I’m bothered by the unnecessary complexity of employment laws.  Solution?  We harness the awesome power of reality TV to kick Congress into gear.  The revolution will be televised.

Hat tip to past generations for leveling the playing field in the workplace.  Honestly. Well done. But, anyone who has gotten woozy drinking from the alphabet soup of employment laws (FLSA, GINA, ADA, FMLA, ADEA, OWBPA, etc.) knows that they may feel good at first, but leave a nasty hangover.  The laws and regulations can be conflicting, impractical, and productivity-stifling.  It is a morass.  I don’t mind complexity – but it has become tortuous.  Even the most competent, saintly, business people do not have a snowballs chance in hell of being 100% compliant.  And that is just not fair.

This brings me to my fantasy reality show: The Real Congress Members of DC(“RCMDC”).  It is Big Brother meets American Idol meets The Apprentice.  It combines all of the TV time that Congress covets with all of the political drama that today’s 24-hour news cycle demands.
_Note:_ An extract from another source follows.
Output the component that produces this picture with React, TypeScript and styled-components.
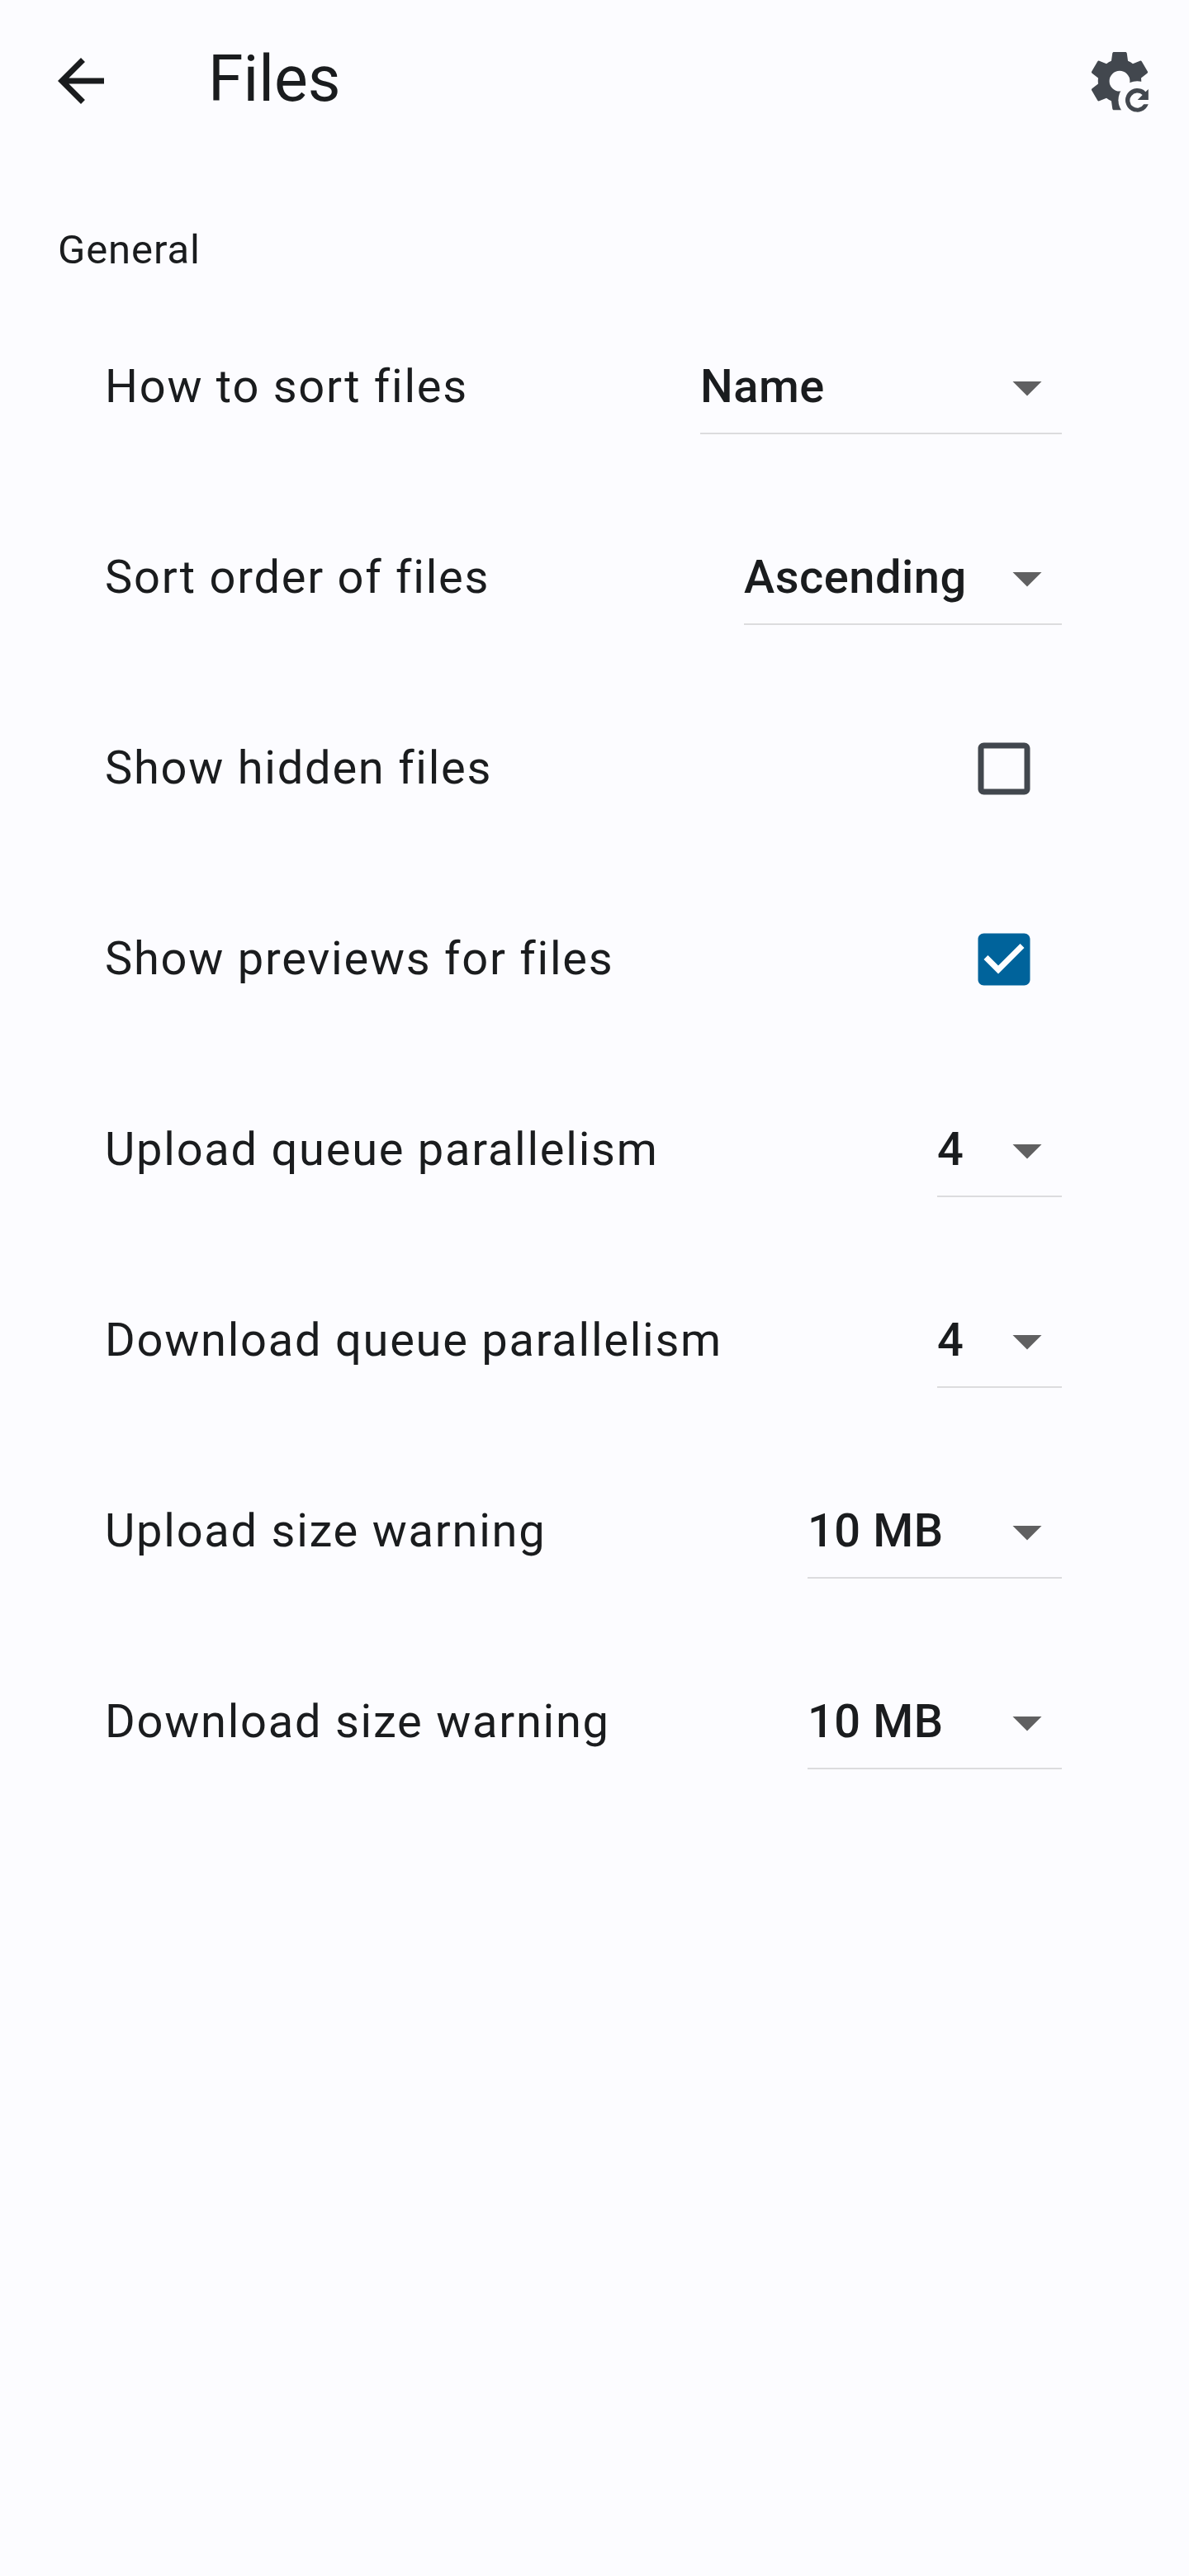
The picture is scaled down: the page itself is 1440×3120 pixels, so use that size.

Each season, RCMDC producers pick 2 members of Congress:  one from each party; one from each chamber. The two members are whisked away in an unmarked van to an undisclosed location where, for one month, they will live and work and be filmed 24/7.  Their job?  To run a pretend business with pretend employees and all of their real problems.  Their goal?  100% compliance with all laws.  The catch? The members are not allowed to contact their aides, their attorneys, or the outside world for assistance.  Like most small business owners, the members will have the helpful guidance of a law library and government websites and 800 numbers.  That should be all they need, right?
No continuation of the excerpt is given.